We also note that, when granting Defendants' motions for summary judgment, the district court specifically stated: “It should be understood that the summary judgment rulings are without prejudice to the right of class members to individually pursue claims that they have not received rest periods.” Rul. on Def.'s Mot. for Sum. Judg. at 4, No. 3:11–cv–00032, ECF No. 111. We take no position on the merits of such claims as they are not before us.
As for the portion of the grievance alleging that Nichols had breached the CBA by failing to establish scheduled rest periods for workers on continuously operating lines, the Union had several reasons to believe that arbitration of this issue would not prove successful. First, the Union, which has been the sole representative of Nichols employees since the late 1940s, understood what the rest period practice had been for workers on the continuously operating lines. That practice was for these workers to take their breaks as time permitted, which was usually during idle or down time. Charles Inechien points to testimony from workers who state that there are times when they are not able to take their breaks or to take leave of their responsibilities altogether during a break, suggesting a genuine dispute over a material issue of fact. Yet, none of the workers Charles Inechien identifies disputed the existence of the longstanding method for taking ad hoc breaks on continuously operating lines. Charles Inechien and others stated they wanted a scheduled rest break “as has been done for all other Departments.” J.A. at 469. While these workers may have wanted a change in the procedure for taking rest breaks, they did not provide any evidence that workers on the continuously operating lines had ever taken breaks on other than an ad hoc basis.

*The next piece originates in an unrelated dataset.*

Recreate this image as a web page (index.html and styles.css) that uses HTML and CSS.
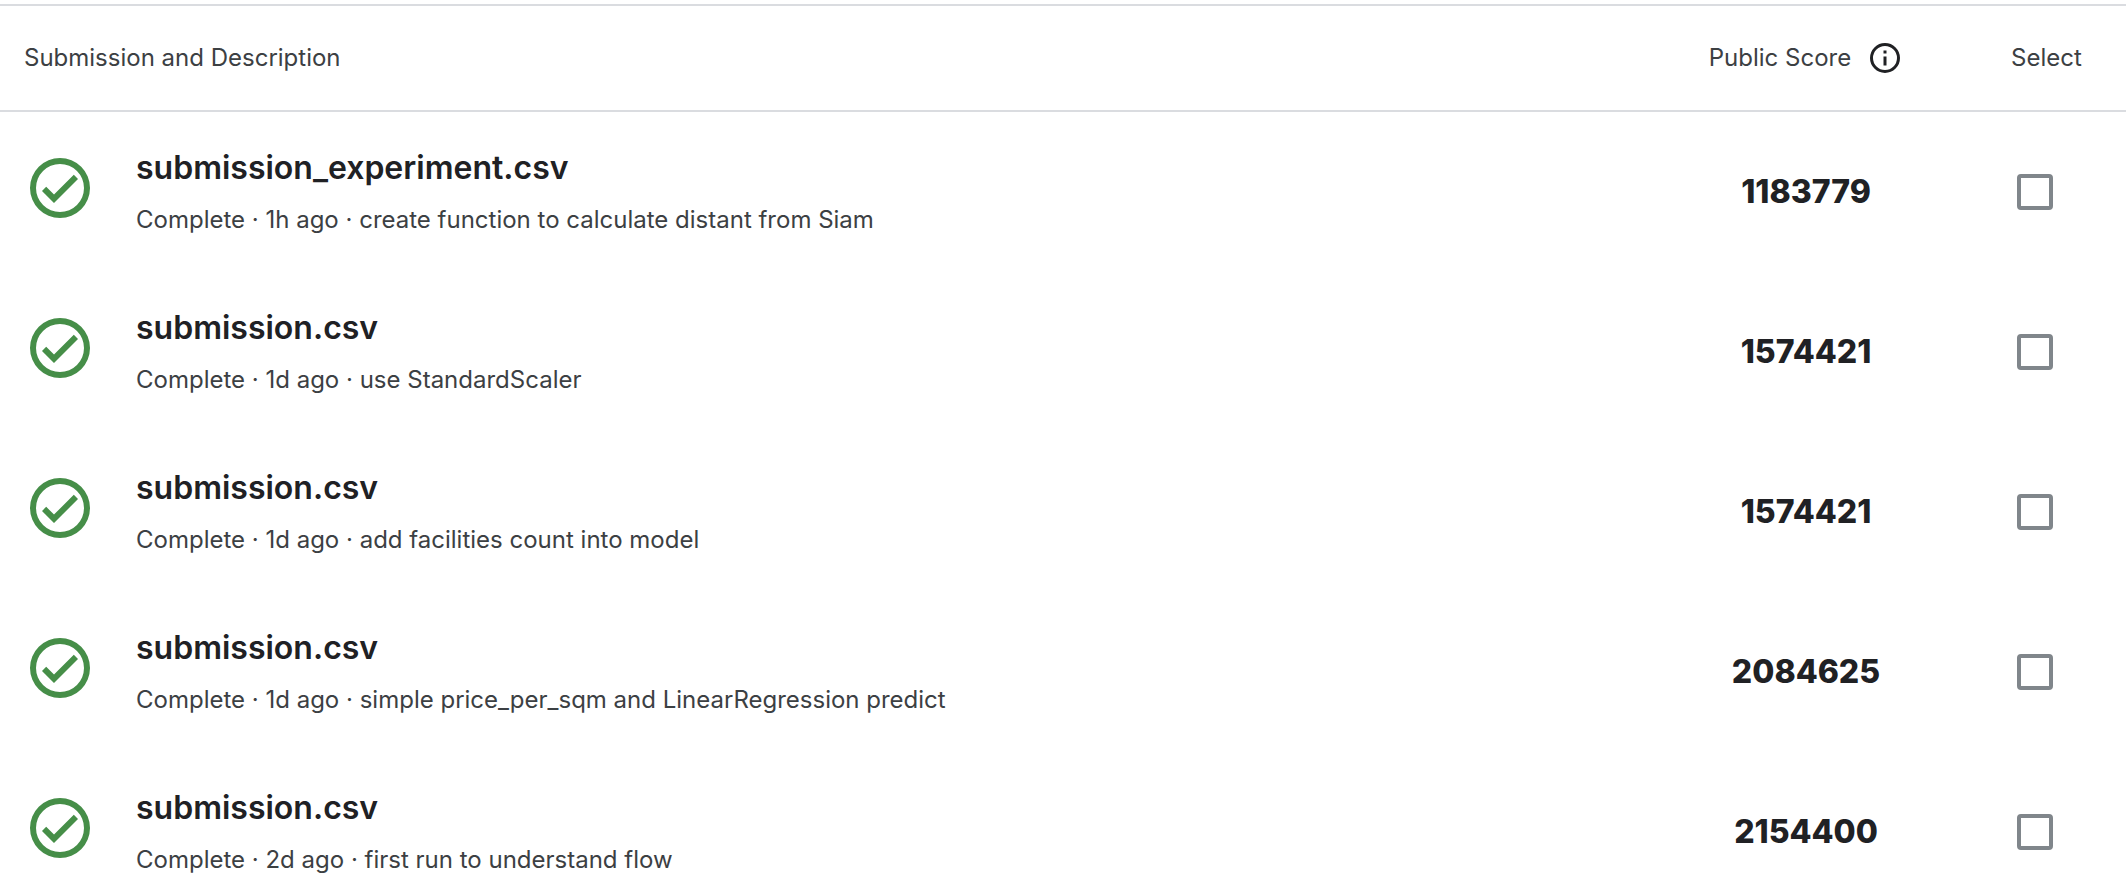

Second, the Union had previously addressed a grievance on the issue of a lack of scheduled breaks on the continuously operating lines at Nichols. In 1990, a Nichols worker on a continuously operating line filed a grievance about the lack of scheduled rest periods. Nichols responded by stating that, for most workers on continuously operating lines, breaks are not scheduled. Instead, workers are “allowed break time without disrupting production,” such as “during roll and paint changes.” Id. at 472. The response specifically explained that the continuously operating line simply could not be shut down for a “scheduled” break. The Union did not take the matter to arbitration.
Third, the Union had negotiated a possible change to the CBA's rest period provision a year later, in 1991. At that time, the Union proposed amending the rest period provision to allow for twenty-minute, rather than ten-minute, rest periods, which would be taken “each four (4) hours of the employee's shift.” Id. at 482. Nichols and the Union discussed the impracticality of designating specific times for scheduled rest periods on the continuously operating lines, and the proposal was ultimately abandoned. The Union decided not to pursue the matter further, and the language of the rest period provision remained unchanged. In short, when the Union faced this issue in the past, it proposed changing the language of the rest period provision, rather than asserting a violation of the CBA as it was currently written. Given the undisputed longstanding practice at Nichols, and the previous experience with this very issue of scheduled rest breaks for employees on the continuously operating lines, the Union's decision not to take this particular issue to arbitration was not arbitrary.
Charles Inechien also asserts the Union acted arbitrarily by failing to follow proper procedure when processing his grievance. The procedure he claims the Union failed to follow, however, is largely the same issue raised regarding the failure to investigate, or present available evidence, during the grievance process. As such, we conclude these assertions relate to the issue of whether individuals on continuously operating lines were receiving their individual breaks, not to whether Nichols breached the CBA by failing to establish scheduled rest breaks for these workers.
Charles Inechien also asserts the Union acted in bad faith by failing to communicate openly and honestly with him about the investigation and the grievance process. “[A] union is protected by the ‘wide range of reasonableness' shield only if it has acted in good faith.” Schmidt v. Int'l Bhd. of Elec. Workers, Local 949, 980 F.2d 1167, 1170 (8th Cir.1992). As the district court noted, Charles Inechien's grievance process did have “a fitful start and an uncertain course.” Mem. Concerning Cross–Mot. for Sum. Judg. at 25, No. 3:11–cv–00032, ECF No. 112. Charles Inechien has failed, however, to show that the Union acted in bad faith as to the issue certified for the class. As discussed earlier, the Union may (or may not) have been less than honest about the nature or extent of its investigation into the claim that individual employees were not able to take their rest breaks. The same cannot be said regarding Charles Inechien's claim that Nichols breached the CBA on the issue of scheduled rest breaks. This issue did not require the same type of investigation in order to assess its validity and viability for arbitration. Even if the Union could have handled the matter more professionally, or more to Charles Inechien's liking, we note that “[m]ere negligence, poor judgment or ineptitude on the part of the union is insufficient to establish a breach of the duty of fair representation.” Gaston, 614 F.3d at 778 (citation omitted).
A union's duty of fair representation is a collective duty, and it is owed equally to all members of the union. Id. (citing Sanders v. Youthcraft Coats & Suits, Inc., 700 F.2d 1226, 1229 (8th Cir.1983)). In this case, the Union had a duty not to pursue a grievance to arbitration that it believed did not warrant such action. Id. Under the facts and circumstances of this case, Charles Inechien has not raised a genuine issue of material fact on whether the Union failed in its duty of fair representation on the issue before the court. Because summary judgment in favor of the Union was properly granted, summary judgment in favor of the employer, Nichols, was also proper. Scott v. United Auto., 242 F.3d 837, 840 (8th Cir.2001). Accordingly, we affirm the judgment of the district court.
III. Conclusion
For the reasons stated above, we affirm the district court.